BY RYAN O’CONNOR
Hanover coach Tim Winslow and his defending state champion Marauders thought they were seeing double most of the second half.
With his team ahead, 37- 19, early in the third quarter of the March 5 Class I semifinal against upstart No. 9 Pembroke, Winslow said he assumed his fourth-seeded squad was well on its way to the title game.
The pesky Spartans had a different idea, however, forcing fans to wait until the final seconds before the outcome was determined.
The Marauders won, 56- 48, but they’ll likely see visions of Pembroke green in their sleep for weeks.
After failing to score the first several minutes of the second half and watching Hanover extend its lead to 18 points with a 6-0 run, Pembroke, led by the up-tempo play of senior guard Justin Muniz, scored the next eight points – and 26 of the next 34.
“We were just getting in each other’s heads, trying to psych each other up,” said Muniz of the second-half run. “The feeling is so hard to describe. You’ve just got everything in your body pumping, and you just want to go a thousand miles (per hour).”
For those on the Hanover bench, it was obvious the Spartans had indeed shifted into overdrive.
“The thing that makes Pembroke great is it seems like they have seven players on the floor, and that’s what you want,” said Winslow. “You want your defense to make it seem like there’s more than five jerseys out there, and that’s what they did in the second half.”
The Spartans also shut down 6-foot-4 Class I player of the year candidate Casey Maue, who entered the contest averaging more than 19 points per game. He scored nine points in the semifinal matchup.
“They contested everything,” said Winslow. “Every time Casey went to the basket there was someone right there, and they made him work to earn everything.”
The Spartans came all the way back, bringing the score to 47-45 and then 49-47 with under three minutes remaining in the contest.
At that point, the game became a free-throw shooting contest. While the locals shot 1-for-4 from the charity stripe in the last two minutes, their opponents went 5-for-8.
“We’ve got to make those free throws, and maybe a couple of those shots that we made against Oyster River didn’t go down, but we got good looks, and if we tie the game or go ahead, maybe it’s a different result,” said PA coach Matt Alosa, who added his squad wouldn’t have been in that position without its frantic full-court press.
“We go on spurts. We don’t do it all the time, but when we need it, it’s there for us. We pressed from the beginning, but it wasn’t as aggressive as (in the second half),” added Alosa. “We had to turn it up because otherwise they were going to beat us by 20.”
While each player contributed on defense, there was no presence more noticeable than junior Tyler Yeaton.

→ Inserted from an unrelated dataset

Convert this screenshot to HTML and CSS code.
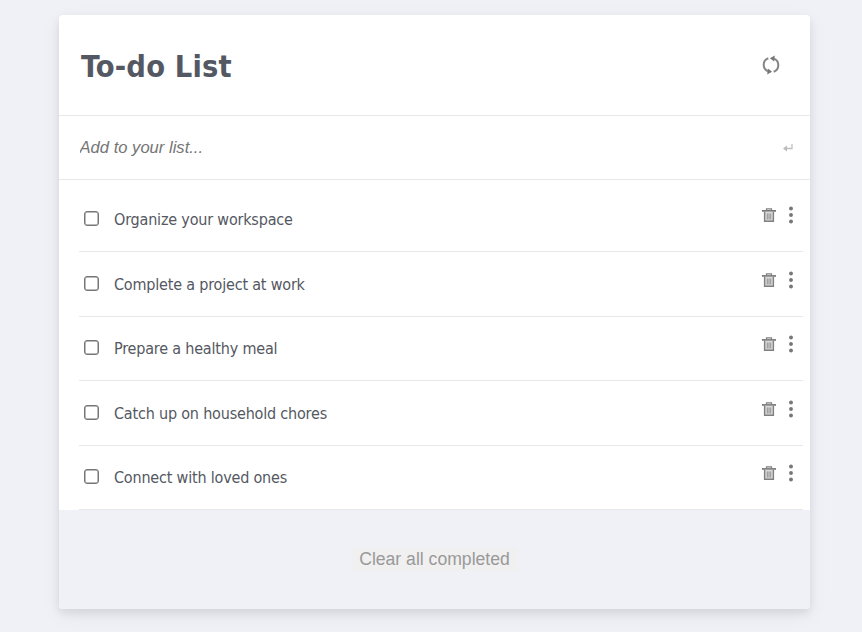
FILE: index.html
```html
<!DOCTYPE html>
<html lang="en">
<head>
<meta charset="utf-8">
<title>To-do List</title>
<link rel="stylesheet" href="styles.css">
</head>
<body>
<svg class="sprite" aria-hidden="true">
  <symbol id="trash" viewBox="0 0 14 14">
    <path d="M4.500 2.500V.8h5v1.700" fill="none" stroke="#818181" stroke-width="1.200"/>
    <path d="M0 2.100h14v1.700H0z" fill="#777"/>
    <path d="M2.600 3.800v9.400h8.800V3.800" fill="#d8d8d8" stroke="#808080" stroke-width="1.400"/>
    <path d="M5.300 5.500v6M7 5.500v6M8.700 5.500v6" stroke="#8c8c8c" stroke-width=".9"/>
  </symbol>
  <symbol id="dots" viewBox="0 0 4 18">
    <circle cx="2" cy="2.500" r="1.950"/><circle cx="2" cy="9" r="1.950"/><circle cx="2" cy="15.500" r="1.950"/>
  </symbol>
</svg>
<main class="card">
  <header class="head">
    <h1>To-do List</h1>
    <svg class="refresh" viewBox="0 0 18 20" fill="none" stroke="#858585" stroke-width="2">
      <path d="M6.300 3.300C.3 5.500 .2 13.500 5.800 16.300M11.700 16.700C17.700 14.500 17.800 6.500 12.200 3.700"/>
      <path d="M7.900 3.200L12.800 .6L12.200 6.400zM10.100 16.800L5.200 19.400L5.800 13.600z" fill="#777" stroke="none"/>
    </svg>
  </header>
  <div class="add">
    <input type="text" placeholder="Add to your list...">
    <svg class="enter" viewBox="0 0 10 8"><path d="M9 0v4.500H3" fill="none" stroke="#c0c0c0" stroke-width="1.300"/><path d="M0 4.500L4 1.500v6z" fill="#bbb"/></svg>
  </div>
  <ul class="list">
    <li><input type="checkbox"><span>Organize your workspace</span><svg class="trash"><use href="#trash"/></svg><svg class="dots"><use href="#dots"/></svg></li>
    <li><input type="checkbox"><span>Complete a project at work</span><svg class="trash"><use href="#trash"/></svg><svg class="dots"><use href="#dots"/></svg></li>
    <li><input type="checkbox"><span>Prepare a healthy meal</span><svg class="trash"><use href="#trash"/></svg><svg class="dots"><use href="#dots"/></svg></li>
    <li><input type="checkbox"><span>Catch up on household chores</span><svg class="trash"><use href="#trash"/></svg><svg class="dots"><use href="#dots"/></svg></li>
    <li><input type="checkbox"><span>Connect with loved ones</span><svg class="trash"><use href="#trash"/></svg><svg class="dots"><use href="#dots"/></svg></li>
  </ul>
  <footer class="foot"><button type="button">Clear all completed</button></footer>
</main>
</body>
</html>
```
FILE: styles.css
```css
* { box-sizing: border-box; }
body {
  margin: 0;
  height: 632px;
  overflow: hidden;
  background: #f0f1f6;
  color: #545862;
  font-family: Tahoma, "DejaVu Sans Condensed", "Noto Sans", sans-serif;
}
.sprite { display: none; }
.card {
  width: 751px;
  height: 594px;
  margin: 15px 0 0 59px;
  background: #fff;
  border-radius: 4px;
  box-shadow: 0 4px 8px 0 rgba(0, 0, 0, .08), 0 6px 20px 0 rgba(0, 0, 0, .06);
  overflow: hidden;
}
.head {
  display: flex;
  align-items: center;
  justify-content: space-between;
  height: 101px;
  padding: 0 30px 0 22px;
  border-bottom: 1px solid #e8e8e8;
}
h1 {
  margin: 3px 0 0;
  font-size: 30.500px;
  line-height: 40px;
  letter-spacing: .150px;
  white-space: nowrap;
}
.refresh { width: 18px; height: 20px; }
.add {
  display: flex;
  align-items: center;
  height: 64px;
  padding: 0 17px 0 20.500px;
  border-bottom: 1px solid #e8e8e8;
}
.add input {
  flex: 1;
  padding: 0;
  border: 0;
  outline: 0;
  font: italic 16.600px "Liberation Sans", Arial, sans-serif;
}
.add input::placeholder { color: #757575; }
.enter { width: 10px; height: 8px; }
.list { height: 330px; margin: 0; padding: 7.500px 7px 0 20px; list-style: none; }
.list li {
  display: flex;
  align-items: center;
  height: 64.500px;
  border-bottom: 1px solid #e8e8e8;
}
.list input {
  appearance: none;
  width: 15px;
  height: 15px;
  margin: 0 15px 1px 5px;
  border: 1px solid #767676;
  box-shadow: inset 0 0 0 .5px #767676;
  border-radius: 3px;
}
.list span {
  margin-top: 1.500px;
  font-size: 16px;
  line-height: 24px;
  letter-spacing: -.190px;
  white-space: nowrap;
}
.trash { width: 14px; height: 14px; margin: 0 13px 8px auto; }
.dots { width: 4px; height: 18px; margin: 0 10px 8px 0; fill: #777; }
.foot {
  display: flex;
  align-items: center;
  justify-content: center;
  height: 99px;
  background: #f0f1f6;
}
.foot button {
  width: 165px;
  height: 23px;
  padding: 0;
  border: 0;
  background: #f0f0f1;
  color: #999;
  font: 17.600px "Liberation Sans", Arial, sans-serif;
}
```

With the Spartans facing a team that outsized them at nearly every position, Alosa said he knew the 6-foot-5, athleticallybuilt center had to play well if the Spartans were going to compete. Yeaton pulled in 10 rebounds, netted eight points and garnered six steals.
“Those Hanover guys are pretty spectacular. To tell you the truth I just tried to keep my hands up and stay out of foul trouble,” said Yeaton, who laughed about a sore hip and limp created by one too many meetings with the hardwood floor.
And Muniz, of course, was invaluable to both the game’s and season’s success, said Alosa. “Muniz is our heart and soul. The way he goes, we go, and they follow him,” said the coach. “We just try to ride him with his defense and heart and handling the ball. He’s just tenacious.”
Now, the Spartans must move forward without their spark plug, as well as his backcourt mate, Drou Goff, and sixth man Matt Lavoie, each instrumental in the postseason run.
Even in defeat, the experience will do nothing but benefit the young squad, said Alosa. “The kids who played, and even the kids who didn’t play, Hanover is so composed, and that comes from experience, and I think that experience, for us, is huge,” he said. “We’ll have a little bit of a different team next year, but we’ve got a lot of kids who you haven’t even seen this year that are going to get a chance next year, and I think we’ll be back.”
Game notes
Goff dropped in 13 points, and Muniz contributed 10. Guards Jon Grenier, a junior, and Sheldon Benson, a sophomore, each contributed six to the scoreboard, and freshman Taylor Vazquez added five points.